Renan en parle comme d’une aubaine de la divine Providence ; il accorde une grande importance à ces heureux hasards qui permettent de telles rencontres. Il nous dit que la chambre de Berthelot était tout près de la sienne.  Lempthie réciporque entre les deux jeunes esprits fut totale. Renan raconte que son ami l’accompagnait jusqu’à un certain endroit, lui aussi n’était pas en reste et, à son tour, raccompagnait son ami. Et ce petit jeu se poursuivait autant de fois qu’il fallait, tant ces deux jeunes esprits avaient de choses à se dire et à partager. Dans ces Souvenirs… Renan n’adopte jamais un ton lacrymogène ; bien au contraire, il rend sans cesse grâce aux fées qui se sont penchées non pas sur berceau mais qui, à l’âge mûr l’ont entouré de leur bonté et de leur bienveillance.

Renan est conscient du danger inhérent à toute autobiographie, au fait simple d’avoir à parler de soi, ce que ses vieux maîtres bretons lui avaient appris à ne jamais faire.
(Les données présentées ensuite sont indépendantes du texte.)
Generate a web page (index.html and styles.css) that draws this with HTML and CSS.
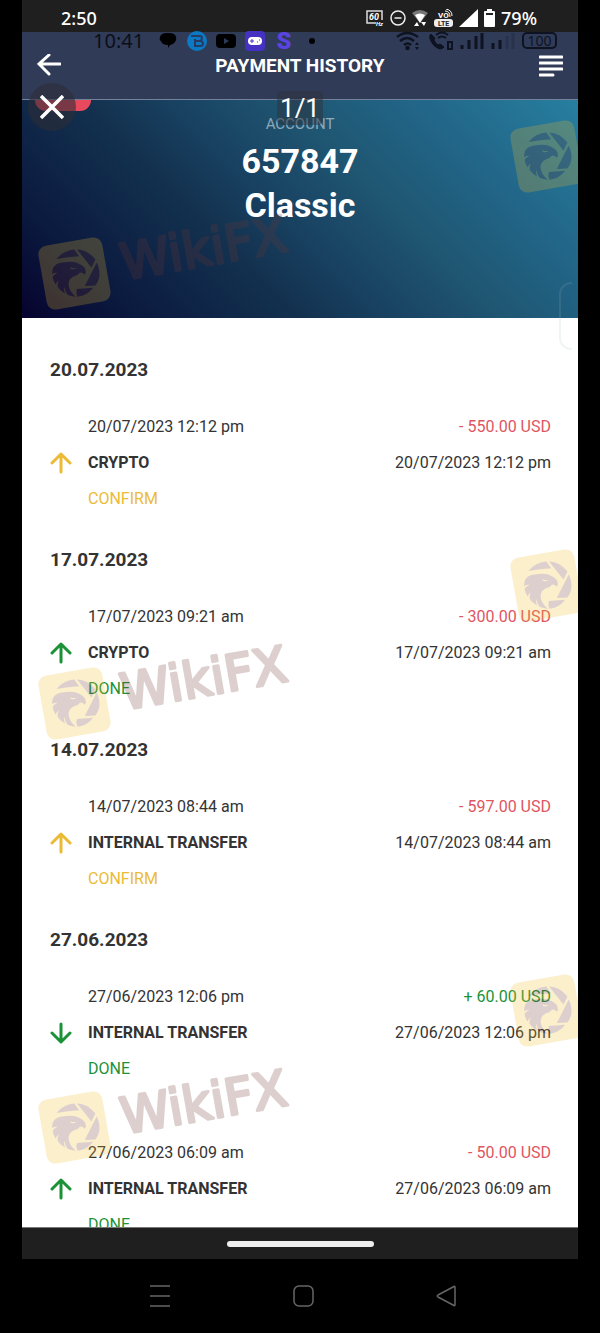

Lisons ce qu’il dit à la fin de cette longue confession ;  

Mon siècle et mon pays ont eu pour moi bien plus d’indulgence Malgré de sensibles défauts, malgré l’humilité   de son origine, ce fils de paysans et de pauvres marins, couvert du triple ridicule d’échappé de séminaire,, de clerc défroqué, de cuistre endurci, on l’a tout d’abord accueilli écouté, choyé  même, uniquement parce qu’on trouvait dans sa voix des accents sincères…

Dans toute cette citation, c’est le terme ultime qui compte. La sincérité de Renan.